● **EXERCISE DETAILS**
Write the number of lines holding the word "page", and nothing else.

%%

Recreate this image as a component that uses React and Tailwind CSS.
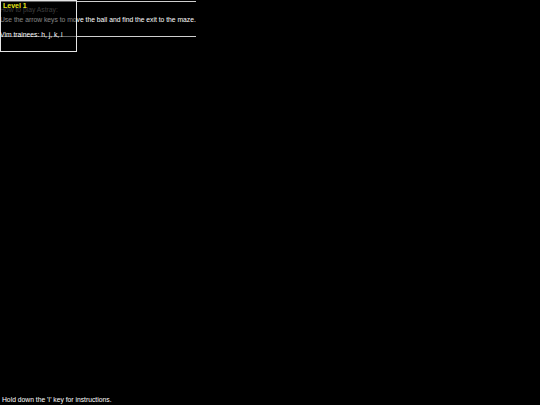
export default function App() {
  return (
    <div className="relative w-[540px] h-[405px] bg-black text-white overflow-hidden" style={{ fontFamily: '"Liberation Sans", Arial, sans-serif' }}>
      <div className="w-[196px] h-[36px] border-t border-b border-[#cfcfcf] mt-px text-[6.75px] leading-[8px] whitespace-nowrap">
        <div className="pt-[4px] text-[#7a7a7a]">How to play Astray:</div>
        <div className="mt-[2px]">Use the arrow keys to move the ball and find the exit to the maze.</div>
        <div className="relative z-20 mt-[7px]">Vim trainees: h, j, k, l</div>
      </div>
      <div className="absolute left-0 top-0 z-10 w-[77px] h-[52px] border border-[#e5e5e5] bg-black/50">
        <div className="pl-[2px] pt-[1px] text-[7px] leading-[8px] font-bold text-[#e8e81a]">Level 1</div>
      </div>
      <div className="absolute left-[2px] bottom-[1px] text-[6.75px] leading-[8px] whitespace-nowrap">Hold down the 'I' key for instructions.</div>
    </div>
  );
}
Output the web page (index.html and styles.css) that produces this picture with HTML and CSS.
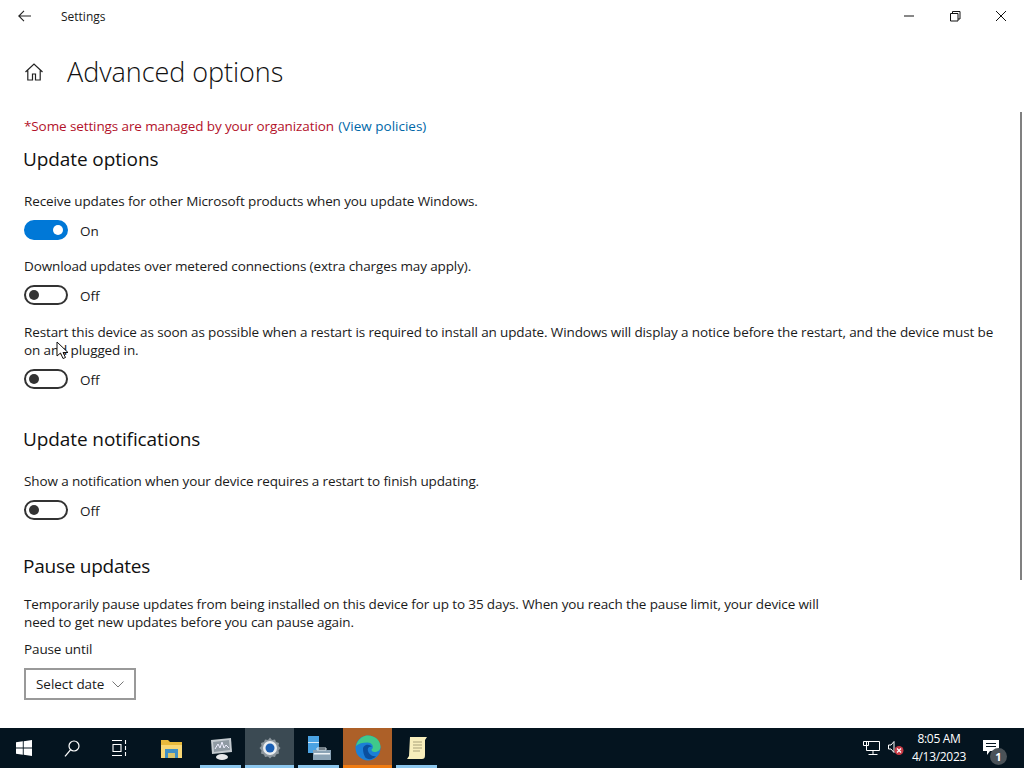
FILE: index.html
```html
<!DOCTYPE html>
<html lang="en">
<head>
<meta charset="utf-8">
<title>Settings</title>
<link rel="stylesheet" href="styles.css">
</head>
<body>
<div class="window">
  <header class="titlebar">
    <svg class="back" width="13" height="12" viewBox="0 0 13 12"><path d="M6 .8.8 6 6 11.200M.8 6H13" fill="none" stroke="#222" stroke-width="1.100"/></svg>
    <span class="app-name">Settings</span>
    <div class="controls">
      <svg class="ctl" width="46" height="32" viewBox="0 0 46 32"><path d="M18 16h10" stroke="#111" stroke-width="1"/></svg>
      <svg class="ctl" width="46" height="32" viewBox="0 0 46 32"><path d="M18.500 13.500h7.500v7.500h-7.500zM20.500 13.500v-2h7.500v7.500h-2" fill="none" stroke="#111" stroke-width="1"/></svg>
      <svg class="ctl" width="46" height="32" viewBox="0 0 46 32"><path d="m18 11 10 10M28 11 18 21" stroke="#111" stroke-width="1"/></svg>
    </div>
  </header>
  <main class="content">
    <div class="page-head">
      <svg class="home" width="20" height="20" viewBox="0 0 20 20"><path d="M1.500 10 10 2l8.500 8M3.800 8.500V18h4.700v-6h3v6h4.700V8.500" fill="none" stroke="#222" stroke-width="1.200"/></svg>
      <h1>Advanced options</h1>
    </div>
    <p class="policy"><span class="managed">*Some settings are managed by your organization</span> <a class="link">(View policies)</a></p>
    <h2 class="first">Update options</h2>
    <p class="label">Receive updates for other Microsoft products when you update Windows.</p>
    <div class="toggle-row first-row"><span class="toggle on"></span><span class="state">On</span></div>
    <p class="label gap">Download updates over metered connections (extra charges may apply).</p>
    <div class="toggle-row"><span class="toggle"></span><span class="state">Off</span></div>
    <p class="label gap wide-gap">Restart this device as soon as possible when a restart is required to install an update. Windows will display a notice before the restart, and the device must be on and plugged in.</p>
    <div class="toggle-row"><span class="toggle"></span><span class="state">Off</span></div>
    <h2 class="notif">Update notifications</h2>
    <p class="label">Show a notification when your device requires a restart to finish updating.</p>
    <div class="toggle-row"><span class="toggle"></span><span class="state">Off</span></div>
    <h2 class="pause">Pause updates</h2>
    <p class="label narrow">Temporarily pause updates from being installed on this device for up to 35 days. When you reach the pause limit, your device will need to get new updates before you can pause again.</p>
    <p class="label until">Pause until</p>
    <div class="select"><span>Select date</span><svg width="12" height="7" viewBox="0 0 12 7"><path d="m.5.500 5.500 5.500L11.500.5" fill="none" stroke="#777" stroke-width="1"/></svg></div>
    <div class="scrollthumb"></div>
    <svg class="cursor" width="13" height="19" viewBox="0 0 13 19"><path d="M1 1v14l3.500-3 2.500 5.500 2.500-1-2.500-5H12z" fill="#fff" stroke="#111" stroke-width="1"/></svg>
  </main>
  <footer class="taskbar">
    <div class="tb narrow-tb"><svg width="16" height="16" viewBox="0 0 16 16"><path d="M0 2.300 6.800 1.300v6.300H0zM7.700 1.200 16 0v7.600H7.700zM0 8.400h6.800v6.300L0 13.700zM7.700 8.400H16V16l-8.300-1.200z" fill="#fff"/></svg></div>
    <div class="tb narrow-tb"><svg width="16" height="17" viewBox="0 0 16 17"><circle cx="10" cy="6" r="5" fill="none" stroke="#fff" stroke-width="1.200"/><path d="m6.500 9.800-5.500 6.500" stroke="#fff" stroke-width="1.300"/></svg></div>
    <div class="tb narrow-tb"><svg width="17" height="16" viewBox="0 0 17 16"><path d="M0 .5h10M0 15.500h10M1 4.500h8v7H1zM13.500 0v4M13.500 6v4M13.500 12v4" fill="none" stroke="#fff" stroke-width="1.100"/></svg></div>
    <div class="tb explorer"><svg width="21" height="19" viewBox="0 0 21 19"><path d="M0 1h7l2 2h12v16H0z" fill="#e8b93c"/><path d="M0 6h21v13H0z" fill="#f8d775"/><path d="M4 10h13v9H4z" fill="#3f8fc4"/><path d="M7 14h7v5H7z" fill="#d9c46a"/></svg></div>
    <div class="tb active"><svg width="24" height="24" viewBox="0 0 24 24"><path d="m2 4 20-2 1 14-20 2z" fill="#c4cbd0"/><path d="m4 6 16-2 1 10-16 2z" fill="#8f9aa3"/><path d="m6 13 3-5 2 4 2-6 2 6 2-3 3 3" fill="none" stroke="#eef" stroke-width="1"/><ellipse cx="13" cy="21" rx="6" ry="3" fill="#e6e8ea"/></svg></div>
    <div class="tb active current"><svg width="24" height="24" viewBox="0 0 24 24"><path d="M12 1.500 14 4l3-.5 1 2.500 3 1-.5 3 2 2-2 2.500.5 3-3 1-1 2.500-3-.5-2 2-2-2-3 .5-1-2.500-3-1 .5-3-2-2.500 2-2-.5-3 3-1 1-2.500 3 .5z" fill="#8d979e"/><circle cx="12" cy="12" r="7" fill="#e9edf0"/><circle cx="12" cy="12" r="4.500" fill="#1a5fb4"/></svg></div>
    <div class="tb active"><svg width="24" height="26" viewBox="0 0 24 26"><path d="M1 1h11v17H1z" fill="#4ba3e3"/><path d="M1 7h11v1H1z" fill="#d7ecfa"/><path d="M6 15h18v10H6z" fill="#8ba3b5"/><path d="M10 13h9v2h-9z" fill="none" stroke="#dfe7ec"/><path d="M7 18h16v1.500H7z" fill="#eef3f6"/></svg></div>
    <div class="tb edge"><svg width="26" height="26" viewBox="0 0 26 26"><circle cx="13" cy="13" r="12.500" fill="#1b7fd6"/><path d="M1 11C3 3 9 .5 13 .5c7 0 12.500 5 12.500 11.500 0 3-3 5-6 5-2 0-3-1-3-2.500 3-2 1-7-4-7-5 0-9 1-11.500 3.500z" fill="#3fc98b"/><path d="M8 14c0-4 6-6 9-2-3-1-5 1-4 4s4 6 8 5c-3 4-9 4-11 1-1-2-2-5-2-8z" fill="#0a4f9e"/></svg></div>
    <div class="tb active"><svg width="22" height="24" viewBox="0 0 22 24"><path d="M4 1h17l-2 3v15c0 3-1 4-3 4H1l2-3z" fill="#f7eebc"/><path d="M7 6h9M7 9h9M7 12h9M7 15h7" stroke="#a9a27a" stroke-width="1"/></svg></div>
    <div class="tray">
      <svg width="17" height="14" viewBox="0 0 17 14"><path d="M3.500.5h13v9h-13zM10 9.500v3.500M5.500 13.500h9M.5.5h5v4h-5z" fill="#04141f" stroke="#fff" stroke-width="1"/></svg>
      <svg class="spk" width="16" height="16" viewBox="0 0 16 16"><path d="M.5 5h2.500l3-3.500v11L3 9H.5z" fill="none" stroke="#fff" stroke-width="1"/><circle cx="11" cy="10.500" r="4.500" fill="#c93a45"/><path d="m9 8.500 4 4M13 8.500l-4 4" stroke="#fff" stroke-width="1.200"/></svg>
      <div class="clock"><span>8:05 AM</span><span>4/13/2023</span></div>
      <div class="notif-icon">
        <svg width="16" height="16" viewBox="0 0 16 16"><path d="M0 0h16v11H7l-3 4v-4H0z" fill="#fff"/><path d="M3 3.500h10M3 6.500h10" stroke="#04141f"/></svg>
        <span class="count">1</span>
      </div>
    </div>
  </footer>
</div>
</body>
</html>
```
FILE: styles.css
```css
* { box-sizing: border-box; }
html, body { margin: 0; height: 100%; overflow: hidden; }
body { font-family: "Open Sans", "Noto Sans", sans-serif; color: #1a1a1a; background: #fff; }
.window { display: flex; flex-direction: column; height: 768px; }
p, h1, h2 { margin: 0; font-weight: 400; }

.titlebar { display: flex; align-items: center; height: 32px; flex: none; padding-left: 18px; }
.back { flex: none; }
.app-name { margin: 2px 0 0 30px; font-size: 12px; line-height: 16px; }
.controls { display: flex; margin-left: auto; }
.ctl { display: block; }

.content { position: relative; flex: 1; min-height: 0; overflow: hidden; padding-left: 24px; }
.page-head { display: flex; align-items: center; height: 40px; margin-top: 20px; }
.home { flex: none; }
h1 { margin-left: 23px; font-size: 27px; line-height: 40px; height: 40px; letter-spacing: -0.05px; font-weight: 300; color: #111; }
.policy { margin-top: 25px; font-size: 13.500px; line-height: 18px; letter-spacing: -0.11px; }
.managed { color: #b3122a; }
.link { margin-left: 1px; letter-spacing: 0; color: #0067a8; }
h2 { margin-left: -1px; font-size: 19px; line-height: 26px; letter-spacing: -0.1px; color: #111; }
h2.first { margin-top: 11px; }
h2.notif { margin-top: 37px; }
h2.pause { margin-top: 33px; letter-spacing: -0.25px; }
.label { margin-top: 20px; font-size: 13.500px; line-height: 18px; letter-spacing: -0.12px; width: 975px; }
.label.gap { margin-top: 16px; }
.label.wide-gap { margin-top: 18px; }
.label.narrow { width: 810px; margin-top: 16px; }
.label.until { margin-top: 9px; }
.toggle-row { display: flex; align-items: center; gap: 12px; height: 20px; margin-top: 10px; font-size: 13.500px; }
.toggle-row.first-row { height: 21px; padding-bottom: 1px; }
.state { padding-top: 2px; }
.toggle { position: relative; display: block; width: 44px; height: 20px; border: 2px solid #333; border-radius: 10px; }
.toggle::after { content: ""; position: absolute; left: 3px; top: 3px; width: 10px; height: 10px; border-radius: 50%; background: #333; }
.toggle.on { background: #0078d7; border-color: #0078d7; }
.toggle.on::after { left: auto; right: 3px; background: #fff; }
.select { display: flex; align-items: center; justify-content: space-between; width: 112px; height: 32px; margin-top: 10px; padding: 0 10px; border: 2px solid #999; font-size: 13.500px; letter-spacing: -0.05px; }
.scrollthumb { position: absolute; right: 2px; top: 80px; width: 2px; height: 468px; background: #808080; }
.cursor { position: absolute; left: 56px; top: 309px; }

.taskbar { display: flex; align-items: stretch; flex: none; height: 40px; background: #04141f; color: #fff; }
.tb { position: relative; display: flex; align-items: center; justify-content: center; width: 49px; height: 40px; }
.tb.narrow-tb { width: 48px; }
.tb.explorer { margin-left: 3px; }
.tb.active::after { content: ""; position: absolute; left: 4px; right: 4px; bottom: 0; height: 3px; background: #8cc7ee; }
.tb.current { background: #3b4a53; }
.tb.current::after { left: 0; right: 0; }
.tb.edge { background: #ad6028; }
.tb.edge::after { content: ""; position: absolute; left: 0; right: 0; bottom: 0; height: 3px; background: #f07c12; }
.tray { display: flex; align-items: center; margin-left: auto; }
.tray .spk { margin-left: 8px; }
.clock { display: flex; flex-direction: column; align-items: center; width: 60px; margin-left: 5px; font-size: 12px; line-height: 18px; letter-spacing: -0.3px; }
.notif-icon { position: relative; align-self: stretch; width: 48px; height: 40px; margin-left: 7px; padding: 12px 0 0 7px; }
.notif-icon svg { display: block; }
.count { position: absolute; left: 14px; top: 20px; width: 17px; height: 17px; border-radius: 50%; background: #4a5258; font-size: 11px; font-weight: 700; line-height: 17px; text-align: center; }
```
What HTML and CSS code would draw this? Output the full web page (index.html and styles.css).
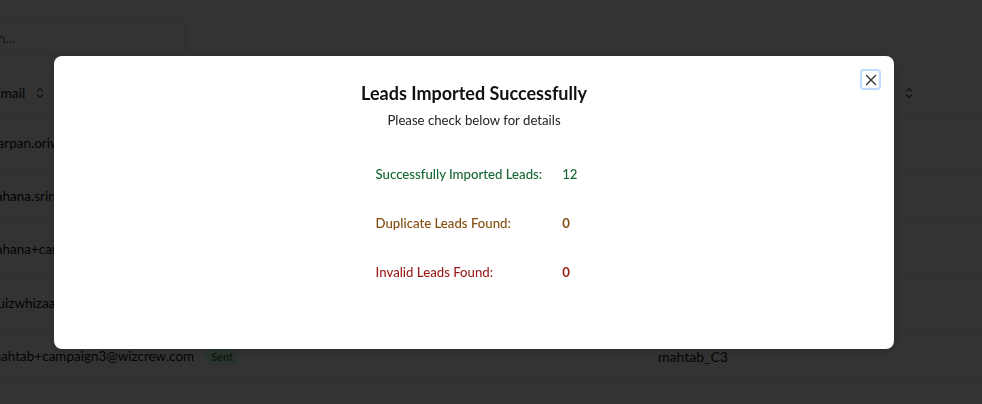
FILE: index.html
```html
<!DOCTYPE html>
<html>
<head>
<meta charset="utf-8">
<link rel="stylesheet" href="styles.css">
</head>
<body>
<div class="page">
  <div class="search"><span class="ph">Search...</span></div>
  <div class="table">
    <div class="row head">
      <div class="c-email">Email <span class="sort"><svg width="8" height="12" viewBox="0 0 8 12"><path d="M1 4.5 L4 1.5 L7 4.5 M1 7.5 L4 10.5 L7 7.5" fill="none" stroke="#555" stroke-width="1.2"/></svg></span></div>
      <div class="c-mid"></div>
      <div class="c-name">Name</div>
      <div class="c-sort"><svg width="8" height="12" viewBox="0 0 8 12"><path d="M1 4.5 L4 1.5 L7 4.5 M1 7.5 L4 10.5 L7 7.5" fill="none" stroke="#555" stroke-width="1.2"/></svg></div>
    </div>
    <div class="row"><div class="c-email">darpan.oriwizcrew@gmail.com</div><div class="c-mid"></div><div class="c-name">darpan</div><div class="c-sort"></div></div>
    <div class="row"><div class="c-email">sahana.srinivas@wizcrew.com</div><div class="c-mid"></div><div class="c-name">sahana</div><div class="c-sort"></div></div>
    <div class="row"><div class="c-email">sahana+campaign@wizcrew.com</div><div class="c-mid"></div><div class="c-name">sahana_C</div><div class="c-sort"></div></div>
    <div class="row"><div class="c-email">quizwhizaa@wizcrew.com</div><div class="c-mid"></div><div class="c-name">quiz</div><div class="c-sort"></div></div>
    <div class="row"><div class="c-email">mahtab+campaign3@wizcrew.com <span class="badge">Sent</span></div><div class="c-mid"></div><div class="c-name">mahtab_C3</div><div class="c-sort"></div></div>
    <div class="row"><div class="c-email"></div><div class="c-mid"></div><div class="c-name"></div><div class="c-sort"></div></div>
  </div>
</div>

<div class="overlay">
  <div class="modal">
    <button class="close" aria-label="Close"><svg width="12" height="12" viewBox="0 0 12 12"><path d="M1.5 1.5 L10.5 10.5 M10.5 1.5 L1.5 10.5" stroke="#333" stroke-width="1.4" stroke-linecap="round"/></svg></button>
    <h2 class="title">Leads Imported Successfully</h2>
    <p class="sub">Please check below for details</p>
    <div class="stats">
      <div class="lbl green">Successfully Imported Leads:</div><div class="val green">12</div>
      <div class="lbl brown">Duplicate Leads Found:</div><div class="val brown bold">0</div>
      <div class="lbl red">Invalid Leads Found:</div><div class="val red bold">0</div>
    </div>
  </div>
</div>
</body>
</html>
```
FILE: styles.css
```css
* { box-sizing: border-box; }
html, body { margin: 0; padding: 0; }
body {
  background: #fff;
  font-family: "Lato", "Noto Sans", sans-serif;
  color: #111;
  overflow: hidden;
  width: 982px;
  height: 404px;
}
.page {
  padding-top: 17px;
  margin-left: -30px;
}
.search {
  margin-left: -15px;
  width: 231px;
  height: 38px;
  border: 1px solid #e5e7eb;
  border-radius: 6px;
  display: flex;
  align-items: center;
  padding-left: 8px;
  padding-top: 3px;
  font-size: 14px;
  color: #6b7280;
}
.table {
  margin-top: 15px;
  width: 1040px;
}
.row {
  display: flex;
  align-items: center;
  height: 53.4px;
  border-bottom: 1px solid #e5e7eb;
  font-size: 13.5px;
}
.row.head {
  height: 46.5px;
  font-weight: 600;
  color: #333;
}
.c-email {
  width: 600px;
  padding-left: 23px;
  display: flex;
  align-items: center;
  white-space: nowrap;
}
.row .c-email { padding-left: 20px; }
.row.head .c-email { padding-left: 23px; }
.sort { margin-left: 11px; display: inline-flex; }
.c-mid { width: 88px; }
.c-name { width: 247px; font-size: 14px; }
.c-sort { width: 60px; display: flex; }
.badge {
  margin-left: 10px;
  font-size: 11px;
  color: #15803d;
  background: #dcfce7;
  border-radius: 10px;
  padding: 3px 7px;
  font-weight: 600;
}
.overlay {
  position: fixed;
  inset: 0;
  background: rgba(0, 0, 0, 0.8);
  padding: 56px 0 0 54px;
}
.modal {
  position: relative;
  width: 840px;
  height: 293px;
  background: #fff;
  border-radius: 8px;
  box-shadow: 0 2px 8px rgba(0,0,0,0.2);
  display: flex;
  flex-direction: column;
  align-items: center;
  padding-top: 25px;
}
.close {
  position: absolute;
  top: 13px;
  right: 13px;
  width: 21px;
  height: 21px;
  border: 2px solid #bfdbfe;
  border-radius: 4px;
  background: #fff;
  display: flex;
  align-items: center;
  justify-content: center;
  padding: 0;
}
.title {
  margin: 0;
  font-size: 18px;
  line-height: 25px;
  font-weight: 700;
  color: #111;
}
.sub {
  margin: 5px 0 0;
  font-size: 13.2px;
  line-height: 18px;
  color: #222;
}
.stats {
  margin-top: 36px;
  margin-left: 5px;
  display: grid;
  grid-template-columns: auto auto;
  column-gap: 20px;
  row-gap: 31px;
  font-size: 13.2px;
  line-height: 18px;
  font-weight: 500;
}
.val { min-width: 12px; }
.bold { font-weight: 700; }
.green { color: #166534; }
.brown { color: #854d0e; }
.red { color: #991b1b; }
```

%%

● **FULL RESPONSE**
6